Now that Canada, having given up without even trying on boosting our birth rate, plans to grow rapidly and almost exclusively through immigration, events like Stampede are more important than ever. During Stampede, most businesses, neighbourhoods, as well as religious and ethnic communities, host pancake breakfasts, and you can see families who just arrived in Canada wearing the same Western outfits as enthusiastically and unconvincingly as any native-born Calgarian. I often wonder what a newcomer to Southern Ontario does to signal that they want to be an active part of their new community—call into The Fan to complain about the Leafs’ management, I assume.
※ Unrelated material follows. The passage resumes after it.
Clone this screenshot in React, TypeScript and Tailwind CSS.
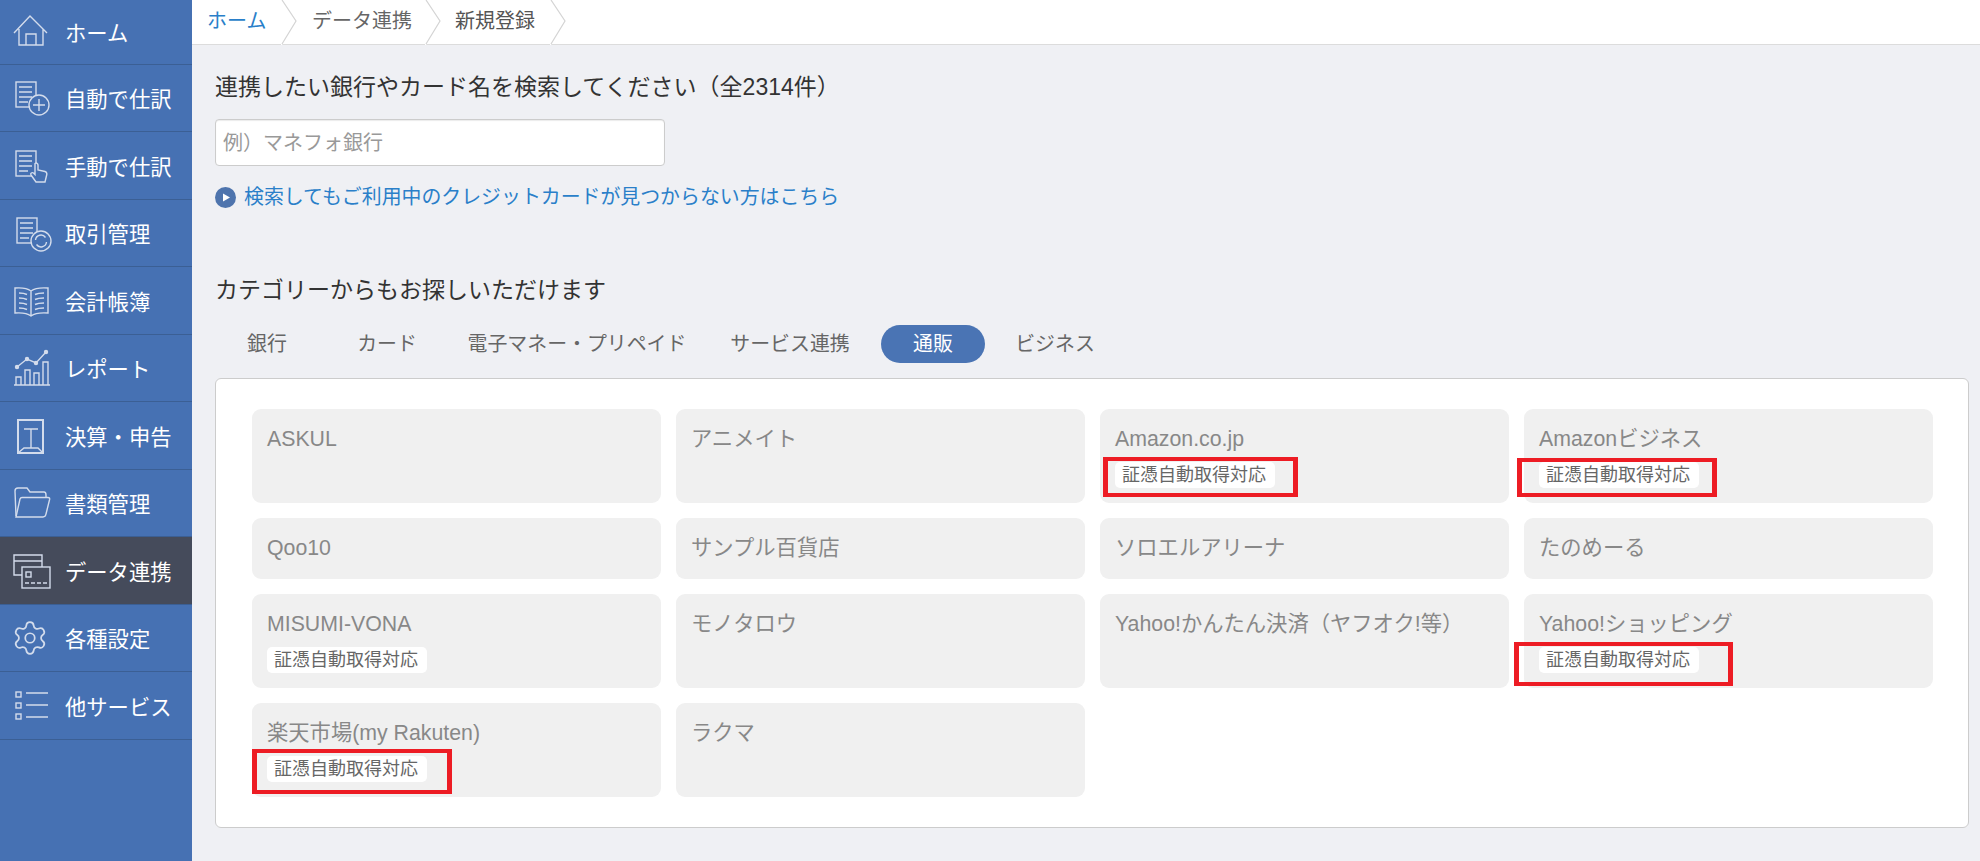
import type { ReactNode } from 'react';
import { Settings } from 'lucide-react';

const Doc = ({ x, y }: { x: number; y: number }) => (
    <>
        <rect x={x} y={y} width="20" height="25" />
        <path d={`M${x + 3} ${y + 5}h13M${x + 3} ${y + 10}h13M${x + 3} ${y + 15}h13M${x + 3} ${y + 20}h9`} />
    </>
);

const Icon = ({ children }: { children: ReactNode }) => (
    <svg viewBox="0 0 40 40" fill="none" stroke="currentColor" strokeWidth="1.4" className="w-10 h-10 shrink-0 text-[#d3dcec] overflow-visible">
        {children}
    </svg>
);

const sideItems: { label: string; active?: boolean; cls: string; icon: ReactNode }[] = [
    {
        label: 'ホーム',
        cls: 'h-[65px]',
        icon: (
            <Icon>
                <path d="M4 21 20 4l17 17M9 17v16h24V17M16 33V22h10v11" />
            </Icon>
        ),
    },
    {
        label: '自動で仕訳',
        cls: 'h-[67px]',
        icon: (
            <Icon>
                <Doc x={6} y={4} />
                <circle cx="29" cy="27" r="10" fill="#4671b3" />
                <path d="M29 21v12M23 27h12" />
            </Icon>
        ),
    },
    {
        label: '手動で仕訳',
        cls: 'h-[68px]',
        icon: (
            <Icon>
                <Doc x={6} y={5} />
                <path
                    d="M25 17.500c1.500-1 3 0 3 1.500V24l7 1.500c1.500.5 2 1.500 1.800 3L35 36H26l-5-7c-1-1.500 1-3 2.500-2l1.500 1.500Z"
                    fill="#4671b3"
                />
            </Icon>
        ),
    },
    {
        label: '取引管理',
        cls: 'h-[67px]',
        icon: (
            <Icon>
                <Doc x={7} y={5} />
                <circle cx="31" cy="28" r="10" fill="#4671b3" />
                <path d="M25.500 27a5.500 5.500 0 0 1 10-2.500M36.500 29a5.500 5.500 0 0 1-10 2.500" />
            </Icon>
        ),
    },
    {
        label: '会計帳簿',
        cls: 'h-[68px]',
        icon: (
            <Icon>
                <path d="M21 10C17 7 11 6.500 5 7v25c6-.5 12 0 16 3 4-3 10-3.500 17-3V7c-7-.5-13 0-17 3ZM21 10v25" />
                <path d="M9 12c3 0 6 .5 8 1.500M9 17c3 0 6 .5 8 1.500M9 22c3 0 6 .5 8 1.500M9 27c3 0 6 .5 8 1.500M34 12c-3 0-7 .5-9 1.500M34 17c-3 0-7 .5-9 1.500M34 22c-3 0-7 .5-9 1.500M34 27c-3 0-7 .5-9 1.500" />
            </Icon>
        ),
    },
    {
        label: 'レポート',
        cls: 'h-[67px]',
        icon: (
            <Icon>
                <path d="M4 37h36M6 37v-8h5v8M15 37V22h5v15M24 37V25h5v12M33 37V14h5v23" />
                <path d="m7 19 10-8 9 4 10-11" />
                <circle cx="7" cy="19" r="1.500" fill="currentColor" />
                <circle cx="17" cy="11" r="1.500" fill="currentColor" />
                <circle cx="26" cy="15" r="1.500" fill="currentColor" />
                <circle cx="36" cy="4" r="1.500" fill="currentColor" />
            </Icon>
        ),
    },
    {
        label: '決算・申告',
        cls: 'h-[68px]',
        icon: (
            <Icon>
                <rect x="8" y="4" width="25" height="33" strokeWidth="2" />
                <path d="M14 13h14M21 13v19M8 37l6-5h14l5 5" />
            </Icon>
        ),
    },
    {
        label: '書類管理',
        cls: 'h-[67px]',
        icon: (
            <Icon>
                <path d="M6 33 5 8q0-3 3-3h9l3 4h14q2 0 2 3v3" />
                <path d="M6 34 10 16q.5-1.500 2-1.500h26q2 0 1.600 2L36 31q-.5 3-3 3Z" />
            </Icon>
        ),
    },
    {
        label: 'データ連携',
        active: true,
        cls: 'h-[68px]',
        icon: (
            <Icon>
                <path d="M32 16V4H4v20h8M4 10h28" />
                <rect x="12" y="16" width="28" height="21" />
                <rect x="16" y="21" width="5" height="5" />
                <path d="M15 32h22" strokeDasharray="4 2" />
            </Icon>
        ),
    },
    {
        label: '各種設定',
        cls: 'h-[67px]',
        icon: (
            <span className="w-10 h-10 shrink-0 flex items-center justify-center text-[#d3dcec]">
                <Settings size={38} strokeWidth={1.1} />
            </span>
        ),
    },
    {
        label: '他サービス',
        cls: 'h-[68px]',
        icon: (
            <Icon>
                <rect x="6" y="6" width="5" height="5" />
                <rect x="6" y="17" width="5" height="5" />
                <rect x="6" y="28" width="5" height="5" />
                <path d="M16 7h22M16 19h22M16 31h22" />
            </Icon>
        ),
    },
];

const tabs = [
    { label: '銀行', cls: 'w-[104px]' },
    { label: 'カード', cls: 'w-[104px]' },
    { label: '電子マネー・プリペイド', cls: 'w-[244px]' },
    { label: 'サービス連携', cls: 'w-[150px]' },
    { label: '通販', cls: 'w-[104px] bg-[#4a74b4] text-white rounded-[19px]' },
    { label: 'ビジネス', cls: 'w-[108px]' },
];

// red marks were drawn by hand on the screenshot, so each one sits a bit differently
const services: { name: string; badge?: boolean; mark?: string }[] = [
    { name: 'ASKUL' },
    { name: 'アニメイト' },
    { name: 'Amazon.co.jp', badge: true, mark: '-left-[12px] -right-[23px] -top-[5px] -bottom-[9px]' },
    { name: 'Amazonビジネス', badge: true, mark: '-left-[22px] -right-[18px] -top-[4px] -bottom-[9px]' },
    { name: 'Qoo10' },
    { name: 'サンプル百貨店' },
    { name: 'ソロエルアリーナ' },
    { name: 'たのめーる' },
    { name: 'MISUMI-VONA', badge: true },
    { name: 'モノタロウ' },
    { name: 'Yahoo!かんたん決済（ヤフオク!等）' },
    { name: 'Yahoo!ショッピング', badge: true, mark: '-left-[25px] -right-[34px] -top-[5px] -bottom-[13px]' },
    { name: '楽天市場(my Rakuten)', badge: true, mark: '-left-[15px] -right-[25px] -top-[7px] -bottom-[12px]' },
    { name: 'ラクマ' },
];

const Chevron = () => (
    <svg viewBox="0 0 16 45" className="w-4 h-[45px] shrink-0 -mb-px" fill="none">
        <path d="M0 0h1l14 21L1 45H0Z" fill="#fff" />
        <path d="M1 0l14 21L1 44" stroke="#d4d4d4" strokeWidth="1.200" />
    </svg>
);

const App = () => {
    return (
        <div className="flex h-[861px] overflow-hidden bg-[#eff0f4] font-['Liberation_Sans','Noto_Sans_CJK_JP',sans-serif]">
            {/* Sidebar */}
            <aside className="w-[192px] shrink-0 bg-[#4671b3]">
                {sideItems.map((item) => (
                    <div
                        key={item.label}
                        className={`flex items-center gap-[15px] pl-[10px] border-b border-[#3b5f94] text-white text-[21.300px] ${item.cls} ${item.active ? 'bg-[#454b5b]' : ''}`}
                    >
                        {item.icon}
                        <span className="whitespace-nowrap pt-[6px]">{item.label}</span>
                    </div>
                ))}
            </aside>

            <main className="flex-1 min-w-0">
                {/* Breadcrumb */}
                <nav className="h-[45px] bg-white border-b border-[#dcdcdc] flex items-start pl-[15px] text-[20px] text-[#666]">
                    <span className="text-[#2a7fc9] leading-[42px] w-[74px]">ホーム</span>
                    <Chevron />
                    <span className="leading-[42px] ml-[15px] w-[113px]">データ連携</span>
                    <Chevron />
                    <span className="leading-[42px] ml-[14px] w-[95px] text-[#555]">新規登録</span>
                    <Chevron />
                </nav>

                <div className="pl-[23px] pr-[11px]">
                    <h2 className="mt-[25px] text-[23px] leading-[34px] text-[#333]">
                        連携したい銀行やカード名を検索してください（全2314件）
                    </h2>
                    <input
                        placeholder="例）マネフォ銀行"
                        className="block mt-[15px] w-[450px] h-[47px] pl-[7px] pt-[2px] bg-white border border-[#ccc] rounded text-[20px] outline-none shadow-[inset_0_1px_1px_rgba(0,0,0,0.08)] placeholder:text-[#999]"
                    />
                    <a className="mt-[16px] flex items-center gap-[8px] text-[19.900px] leading-[30px] text-[#2a7fc9]">
                        <svg viewBox="0 0 21 21" className="w-[21px] h-[21px] shrink-0">
                            <circle cx="10.500" cy="10.500" r="10.500" fill="#4e74ad" />
                            <path d="M8 6.500 15 10.500 8 14.500Z" fill="#fff" />
                        </svg>
                        検索してもご利用中のクレジットカードが見つからない方はこちら
                    </a>

                    <h2 className="mt-[61px] text-[23px] leading-[34px] text-[#333]">
                        カテゴリーからもお探しいただけます
                    </h2>

                    {/* Tabs */}
                    <div className="mt-[18px] flex gap-4">
                        {tabs.map((tab) => (
                            <div key={tab.label} className={`h-[38px] leading-[38px] text-center text-[19.900px] text-[#666] whitespace-nowrap ${tab.cls}`}>
                                {tab.label}
                            </div>
                        ))}
                    </div>

                    {/* Services */}
                    <div className="mt-[15px] bg-white border border-[#ccc] rounded-md pl-[36px] pr-[35px] pt-[30px] pb-[30px] grid grid-cols-4 gap-[15px]">
                        {services.map((s) => (
                            <div key={s.name} className="bg-[#f0f0f0] rounded-[9px] px-[15px] pt-[15px] pb-[15px] text-[21.300px] text-[#888]">
                                <div className="leading-[31px] whitespace-nowrap">{s.name}</div>
                                {s.badge && (
                                    <div className="relative mt-[7px] w-[160px] h-[26px] leading-[26px] text-center pr-[2px] bg-white rounded-[5px] text-[18px] text-[#666]">
                                        証憑自動取得対応
                                        {s.mark && <span className={`absolute border-x-[5px] border-y-4 border-[#ed1c24] ${s.mark}`} />}
                                    </div>
                                )}
                            </div>
                        ))}
                    </div>
                </div>
            </main>
        </div>
    );
};

export default App;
Canada has too few truly communal festivals—events that bring us together as part of a shared culture in a place with a proud history and a distinct identity—to afford to be cynical about Stampede.

* * *

From Calgary to Victoria, where I grew up and my parents still live. Most of the city, including my old neighbourhood, is still as idyllic as ever and at least superficially unchanged, but the downtown has visibly degenerated in the last decade so that several downtown blocks resemble the grittier parts of Vancouver. At the same time, developers have busted through the city’s old notional height restrictions to erect shiny new condo towers with harbour views. Give it another decade and the skyline will be a miniature copy of Vancouver or Toronto, my metwands for banal urbanity. 

Toronto’s physical unloveliness is now internationally proverbial. At recent a architecture lecture I attended in Oxford, a speaker damned London’s current development—an invading army of skyscrapers in the internationalist style—by comparing it to Dubai…and Toronto. Vancouver’s ugliness is less commonly noted, but that’s because the repetitive glass towers are overshadowed by such an extraordinary natural setting. When people say Vancouver is a beautiful city, what they mean is it’s a city in a beautiful place. The built city, at least the parts built after 1970, ranges from dull to dire. I love Vancouver, but there aren’t six buildings you would be excited to show off to a visitor. And with wealthy residents isolated in mirrored boxes high above the squalid alleys and spreading encampments, it is increasingly grotesque, aesthetically and morally. 

Still, as I said, it is good to be back in the West, where Canada still feels vital and confident, even if the wider country is sliding into irrelevance.